Analysis of The Positive Effect of Consumption, Inflation, GDP, Unemployment Rate, Balance of Payment, and Interest Rate on Investment

Authors

  • Selvi Putri Dwi Ismania Department of Development Economics, Faculty of Economic and Business, University of Jember, Indonesia
  • Fany Tarisa Maharani Department of Development Economics, Faculty of Economic and Business, University of Jember, Indonesia
  • Putri Intan Naura Qotrunnada Department of Development Economics, Faculty of Economic and Business, University of Jember, Indonesia

Keywords:

Investment, Macroeconomic factors, Stationarity,

Abstract

This study analyzes the influence of macroeconomic factors on investment in Indonesia. The factors analyzed include consumption, inflation, Gross Domestic Product (GDP), unemployment rate, balance of payments, and interest rates. Secondary data from 1995 to 2016 were analyzed using the Ordinary Least Squares (OLS) method. Results show that consumption and inflation have a negative effect on investment, signaling that an increase in these two factors tends to reduce the interest and ability to invest. On the other hand, higher GDP, a low unemployment rate, and a positive balance of payments contribute to increased investment, suggesting that strong economic conditions and a healthy labor market are catalysts for investment. Interest rates, which have a significant negative effect, confirm the importance of monetary policy in shaping the investment climate.

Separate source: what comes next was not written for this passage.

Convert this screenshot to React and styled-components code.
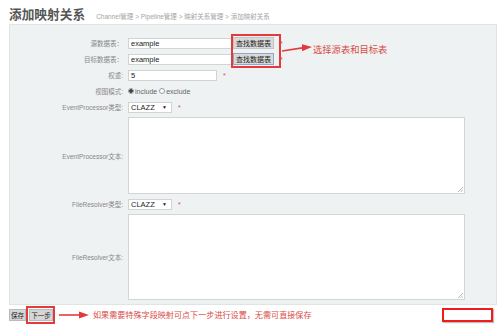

In conclusion, macroeconomic factors play an important role in determining the level of investment in Indonesia. Therefore, to encourage higher investment-which is key for economic growth and job creation-the government should focus on maintaining macroeconomic stability, improving infrastructure, providing attractive incentives for investors, and improving the quality of education and labor. These steps are expected to improve the overall welfare of the Indonesian people.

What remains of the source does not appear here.